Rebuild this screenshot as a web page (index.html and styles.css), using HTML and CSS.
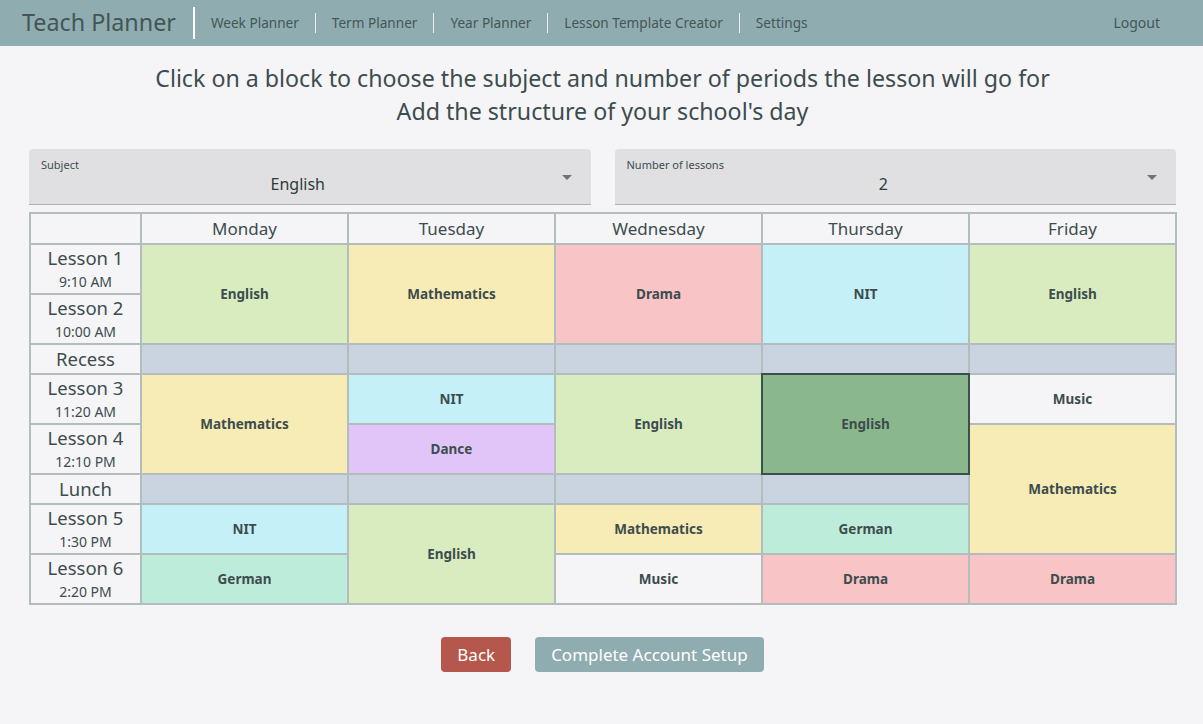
FILE: index.html
```html
<!DOCTYPE html>
<html>
<head>
<meta charset="utf-8">
<link rel="stylesheet" href="styles.css">
</head>
<body>
<header class="nav">
  <div class="brand">Teach Planner</div>
  <nav class="links">
    <a>Week Planner</a>
    <a>Term Planner</a>
    <a>Year Planner</a>
    <a>Lesson Template Creator</a>
    <a>Settings</a>
  </nav>
  <a class="logout">Logout</a>
</header>
<main class="page">
  <h1 class="intro">Click on a block to choose the subject and number of periods the lesson will go for<br>Add the structure of your school's day</h1>
  <div class="selects">
    <div class="select">
      <div class="label">Subject</div>
      <div class="value">English</div>
      <span class="caret"></span>
    </div>
    <div class="select">
      <div class="label">Number of lessons</div>
      <div class="value">2</div>
      <span class="caret"></span>
    </div>
  </div>
  <div class="grid">
    <div class="hd" style="grid-row:1;grid-column:1"></div>
    <div class="hd" style="grid-row:1;grid-column:2">Monday</div>
    <div class="hd" style="grid-row:1;grid-column:3">Tuesday</div>
    <div class="hd" style="grid-row:1;grid-column:4">Wednesday</div>
    <div class="hd" style="grid-row:1;grid-column:5">Thursday</div>
    <div class="hd" style="grid-row:1;grid-column:6">Friday</div>

    <div class="lbl" style="grid-row:2"><span class="ln">Lesson 1</span><span class="tm">9:10 AM</span></div>
    <div class="lbl" style="grid-row:3"><span class="ln">Lesson 2</span><span class="tm">10:00 AM</span></div>
    <div class="lbl" style="grid-row:4"><span class="ln">Recess</span></div>
    <div class="lbl" style="grid-row:5"><span class="ln">Lesson 3</span><span class="tm">11:20 AM</span></div>
    <div class="lbl" style="grid-row:6"><span class="ln">Lesson 4</span><span class="tm">12:10 PM</span></div>
    <div class="lbl" style="grid-row:7"><span class="ln">Lunch</span></div>
    <div class="lbl" style="grid-row:8"><span class="ln">Lesson 5</span><span class="tm">1:30 PM</span></div>
    <div class="lbl" style="grid-row:9"><span class="ln">Lesson 6</span><span class="tm">2:20 PM</span></div>

    <!-- Monday -->
    <div class="c english" style="grid-row:2/4;grid-column:2">English</div>
    <div class="c brk" style="grid-row:4;grid-column:2"></div>
    <div class="c maths" style="grid-row:5/7;grid-column:2">Mathematics</div>
    <div class="c brk" style="grid-row:7;grid-column:2"></div>
    <div class="c nit" style="grid-row:8;grid-column:2">NIT</div>
    <div class="c german" style="grid-row:9;grid-column:2">German</div>
    <!-- Tuesday -->
    <div class="c maths" style="grid-row:2/4;grid-column:3">Mathematics</div>
    <div class="c brk" style="grid-row:4;grid-column:3"></div>
    <div class="c nit" style="grid-row:5;grid-column:3">NIT</div>
    <div class="c dance" style="grid-row:6;grid-column:3">Dance</div>
    <div class="c brk" style="grid-row:7;grid-column:3"></div>
    <div class="c english" style="grid-row:8/10;grid-column:3">English</div>
    <!-- Wednesday -->
    <div class="c drama" style="grid-row:2/4;grid-column:4">Drama</div>
    <div class="c brk" style="grid-row:4;grid-column:4"></div>
    <div class="c english" style="grid-row:5/7;grid-column:4">English</div>
    <div class="c brk" style="grid-row:7;grid-column:4"></div>
    <div class="c maths" style="grid-row:8;grid-column:4">Mathematics</div>
    <div class="c music" style="grid-row:9;grid-column:4">Music</div>
    <!-- Thursday -->
    <div class="c nit" style="grid-row:2/4;grid-column:5">NIT</div>
    <div class="c brk" style="grid-row:4;grid-column:5"></div>
    <div class="c selected" style="grid-row:5/7;grid-column:5">English</div>
    <div class="c brk" style="grid-row:7;grid-column:5"></div>
    <div class="c german" style="grid-row:8;grid-column:5">German</div>
    <div class="c drama" style="grid-row:9;grid-column:5">Drama</div>
    <!-- Friday -->
    <div class="c english" style="grid-row:2/4;grid-column:6">English</div>
    <div class="c brk" style="grid-row:4;grid-column:6"></div>
    <div class="c music" style="grid-row:5;grid-column:6">Music</div>
    <div class="c maths" style="grid-row:6/9;grid-column:6">Mathematics</div>
    <div class="c drama" style="grid-row:9;grid-column:6">Drama</div>
  </div>
  <div class="actions">
    <button class="btn back">Back</button>
    <button class="btn done">Complete Account Setup</button>
  </div>
</main>
</body>
</html>
```
FILE: styles.css
```css
* { box-sizing: border-box; }
html, body { margin: 0; padding: 0; }
body {
  background: #f5f5f7;
  font-family: "Noto Sans", "Open Sans", sans-serif;
  color: #3d4c4e;
  width: 1203px;
  height: 724px;
  overflow: hidden;
}
.nav {
  height: 46px;
  background: #8fadb0;
  display: flex;
  align-items: center;
  padding-left: 22px;
  padding-right: 43px;
}
.brand {
  font-size: 23.3px;
  color: #445556;
  padding-right: 17px;
  border-right: 2px solid #ffffff;
  height: 32px;
  line-height: 30px;
}
.links { display: flex; align-items: center; flex: 1; }
.links a {
  font-size: 13.6px;
  color: #455658;
  padding: 0 16px;
  border-left: 1px solid #e8eeee;
  line-height: 20px;
}
.links a:first-child { border-left: none; }
.logout { font-size: 14px; color: #455658; margin-top: -2px; }

.page { padding: 0 27px 0 29px; }
.intro {
  margin: 16px 0 0;
  font-weight: 400;
  font-size: 23.2px;
  line-height: 33px;
  text-align: center;
  color: #3d4c4e;
}
.selects {
  display: flex;
  gap: 24px;
  margin-top: 21px;
}
.select {
  position: relative;
  flex: 1;
  height: 56px;
  background: #e0e0e2;
  border-radius: 4px 4px 0 0;
  border-bottom: 1px solid #a9b2b3;
  padding: 9px 36px 0 12px;
}
.label { font-size: 11px; color: #3d4c4e; line-height: 14px; }
.value { text-align: center; font-size: 16px; line-height: 20px; margin-top: 2px; color: #2f3a3b; }
.caret {
  position: absolute;
  right: 19px;
  top: 26px;
  width: 0; height: 0;
  border-left: 5px solid transparent;
  border-right: 5px solid transparent;
  border-top: 5px solid #6f7475;
}
.grid {
  margin-top: 7px;
  width: 1148px;
  display: grid;
  grid-template-columns: 109px repeat(5, 205px);
  grid-template-rows: 29px 48px 48px 28px 48px 48px 28px 48px 48px;
  gap: 2px;
  padding: 2px;
  background: #b3bdbe;
}
.hd {
  background: #f5f5f7;
  display: flex; align-items: center; justify-content: center;
  font-size: 17px;
  color: #3d4c4e;
}
.lbl {
  grid-column: 1;
  background: #f5f5f7;
  display: flex; flex-direction: column; align-items: center; justify-content: center;
}
.ln { font-size: 18.5px; line-height: 22px; }
.tm { font-size: 14px; line-height: 20px; margin-top: 3px; }
.c {
  display: flex; align-items: center; justify-content: center;
  font-size: 13.5px;
  font-weight: 700;
  color: #3d4c4e;
}
.english { background: #d8ecc0; }
.maths { background: #f7ecb5; }
.drama { background: #f8c4c5; }
.nit { background: #c5f0f7; }
.dance { background: #e2c5f8; }
.german { background: #bdecda; }
.music { background: #f5f5f7; }
.brk { background: #cad4e0; }
.selected { background: #8ab78c; outline: 2px solid #3a504c; }
.actions {
  display: flex;
  justify-content: center;
  gap: 24px;
  margin-top: 32px;
}
.btn {
  font-family: inherit;
  height: 35px;
  border: none;
  border-radius: 4px;
  color: #ffffff;
  font-size: 17px;
  padding: 0 16px;
}
.back { background: #b5574c; }
.done { background: #8fadb0; }
```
_ _ _ _ _ _ _
• _Requirement_
With the pictures left out, transcribe the material exactly.

• _Written response_
Rebuild this screenshot as a web page (index.html and styles.css), using HTML and CSS.
FILE: index.html
```html
<!DOCTYPE html>
<html>
<head>
<meta charset="utf-8">
<link rel="stylesheet" href="styles.css">
</head>
<body>
<header class="nav">
  <div class="brand">Teach Planner</div>
  <nav class="links">
    <a>Week Planner</a>
    <a>Term Planner</a>
    <a>Year Planner</a>
    <a>Lesson Template Creator</a>
    <a>Settings</a>
  </nav>
  <a class="logout">Logout</a>
</header>
<main class="page">
  <h1 class="intro">Click on a block to choose the subject and number of periods the lesson will go for<br>Add the structure of your school's day</h1>
  <div class="selects">
    <div class="select">
      <div class="label">Subject</div>
      <div class="value">English</div>
      <span class="caret"></span>
    </div>
    <div class="select">
      <div class="label">Number of lessons</div>
      <div class="value">2</div>
      <span class="caret"></span>
    </div>
  </div>
  <div class="grid">
    <div class="hd" style="grid-row:1;grid-column:1"></div>
    <div class="hd" style="grid-row:1;grid-column:2">Monday</div>
    <div class="hd" style="grid-row:1;grid-column:3">Tuesday</div>
    <div class="hd" style="grid-row:1;grid-column:4">Wednesday</div>
    <div class="hd" style="grid-row:1;grid-column:5">Thursday</div>
    <div class="hd" style="grid-row:1;grid-column:6">Friday</div>

    <div class="lbl" style="grid-row:2"><span class="ln">Lesson 1</span><span class="tm">9:10 AM</span></div>
    <div class="lbl" style="grid-row:3"><span class="ln">Lesson 2</span><span class="tm">10:00 AM</span></div>
    <div class="lbl" style="grid-row:4"><span class="ln">Recess</span></div>
    <div class="lbl" style="grid-row:5"><span class="ln">Lesson 3</span><span class="tm">11:20 AM</span></div>
    <div class="lbl" style="grid-row:6"><span class="ln">Lesson 4</span><span class="tm">12:10 PM</span></div>
    <div class="lbl" style="grid-row:7"><span class="ln">Lunch</span></div>
    <div class="lbl" style="grid-row:8"><span class="ln">Lesson 5</span><span class="tm">1:30 PM</span></div>
    <div class="lbl" style="grid-row:9"><span class="ln">Lesson 6</span><span class="tm">2:20 PM</span></div>

    <!-- Monday -->
    <div class="c english" style="grid-row:2/4;grid-column:2">English</div>
    <div class="c brk" style="grid-row:4;grid-column:2"></div>
    <div class="c maths" style="grid-row:5/7;grid-column:2">Mathematics</div>
    <div class="c brk" style="grid-row:7;grid-column:2"></div>
    <div class="c nit" style="grid-row:8;grid-column:2">NIT</div>
    <div class="c german" style="grid-row:9;grid-column:2">German</div>
    <!-- Tuesday -->
    <div class="c maths" style="grid-row:2/4;grid-column:3">Mathematics</div>
    <div class="c brk" style="grid-row:4;grid-column:3"></div>
    <div class="c nit" style="grid-row:5;grid-column:3">NIT</div>
    <div class="c dance" style="grid-row:6;grid-column:3">Dance</div>
    <div class="c brk" style="grid-row:7;grid-column:3"></div>
    <div class="c english" style="grid-row:8/10;grid-column:3">English</div>
    <!-- Wednesday -->
    <div class="c drama" style="grid-row:2/4;grid-column:4">Drama</div>
    <div class="c brk" style="grid-row:4;grid-column:4"></div>
    <div class="c english" style="grid-row:5/7;grid-column:4">English</div>
    <div class="c brk" style="grid-row:7;grid-column:4"></div>
    <div class="c maths" style="grid-row:8;grid-column:4">Mathematics</div>
    <div class="c music" style="grid-row:9;grid-column:4">Music</div>
    <!-- Thursday -->
    <div class="c nit" style="grid-row:2/4;grid-column:5">NIT</div>
    <div class="c brk" style="grid-row:4;grid-column:5"></div>
    <div class="c selected" style="grid-row:5/7;grid-column:5">English</div>
    <div class="c brk" style="grid-row:7;grid-column:5"></div>
    <div class="c german" style="grid-row:8;grid-column:5">German</div>
    <div class="c drama" style="grid-row:9;grid-column:5">Drama</div>
    <!-- Friday -->
    <div class="c english" style="grid-row:2/4;grid-column:6">English</div>
    <div class="c brk" style="grid-row:4;grid-column:6"></div>
    <div class="c music" style="grid-row:5;grid-column:6">Music</div>
    <div class="c maths" style="grid-row:6/9;grid-column:6">Mathematics</div>
    <div class="c drama" style="grid-row:9;grid-column:6">Drama</div>
  </div>
  <div class="actions">
    <button class="btn back">Back</button>
    <button class="btn done">Complete Account Setup</button>
  </div>
</main>
</body>
</html>
```
FILE: styles.css
```css
* { box-sizing: border-box; }
html, body { margin: 0; padding: 0; }
body {
  background: #f5f5f7;
  font-family: "Noto Sans", "Open Sans", sans-serif;
  color: #3d4c4e;
  width: 1203px;
  height: 724px;
  overflow: hidden;
}
.nav {
  height: 46px;
  background: #8fadb0;
  display: flex;
  align-items: center;
  padding-left: 22px;
  padding-right: 43px;
}
.brand {
  font-size: 23.3px;
  color: #445556;
  padding-right: 17px;
  border-right: 2px solid #ffffff;
  height: 32px;
  line-height: 30px;
}
.links { display: flex; align-items: center; flex: 1; }
.links a {
  font-size: 13.6px;
  color: #455658;
  padding: 0 16px;
  border-left: 1px solid #e8eeee;
  line-height: 20px;
}
.links a:first-child { border-left: none; }
.logout { font-size: 14px; color: #455658; margin-top: -2px; }

.page { padding: 0 27px 0 29px; }
.intro {
  margin: 16px 0 0;
  font-weight: 400;
  font-size: 23.2px;
  line-height: 33px;
  text-align: center;
  color: #3d4c4e;
}
.selects {
  display: flex;
  gap: 24px;
  margin-top: 21px;
}
.select {
  position: relative;
  flex: 1;
  height: 56px;
  background: #e0e0e2;
  border-radius: 4px 4px 0 0;
  border-bottom: 1px solid #a9b2b3;
  padding: 9px 36px 0 12px;
}
.label { font-size: 11px; color: #3d4c4e; line-height: 14px; }
.value { text-align: center; font-size: 16px; line-height: 20px; margin-top: 2px; color: #2f3a3b; }
.caret {
  position: absolute;
  right: 19px;
  top: 26px;
  width: 0; height: 0;
  border-left: 5px solid transparent;
  border-right: 5px solid transparent;
  border-top: 5px solid #6f7475;
}
.grid {
  margin-top: 7px;
  width: 1148px;
  display: grid;
  grid-template-columns: 109px repeat(5, 205px);
  grid-template-rows: 29px 48px 48px 28px 48px 48px 28px 48px 48px;
  gap: 2px;
  padding: 2px;
  background: #b3bdbe;
}
.hd {
  background: #f5f5f7;
  display: flex; align-items: center; justify-content: center;
  font-size: 17px;
  color: #3d4c4e;
}
.lbl {
  grid-column: 1;
  background: #f5f5f7;
  display: flex; flex-direction: column; align-items: center; justify-content: center;
}
.ln { font-size: 18.5px; line-height: 22px; }
.tm { font-size: 14px; line-height: 20px; margin-top: 3px; }
.c {
  display: flex; align-items: center; justify-content: center;
  font-size: 13.5px;
  font-weight: 700;
  color: #3d4c4e;
}
.english { background: #d8ecc0; }
.maths { background: #f7ecb5; }
.drama { background: #f8c4c5; }
.nit { background: #c5f0f7; }
.dance { background: #e2c5f8; }
.german { background: #bdecda; }
.music { background: #f5f5f7; }
.brk { background: #cad4e0; }
.selected { background: #8ab78c; outline: 2px solid #3a504c; }
.actions {
  display: flex;
  justify-content: center;
  gap: 24px;
  margin-top: 32px;
}
.btn {
  font-family: inherit;
  height: 35px;
  border: none;
  border-radius: 4px;
  color: #ffffff;
  font-size: 17px;
  padding: 0 16px;
}
.back { background: #b5574c; }
.done { background: #8fadb0; }
```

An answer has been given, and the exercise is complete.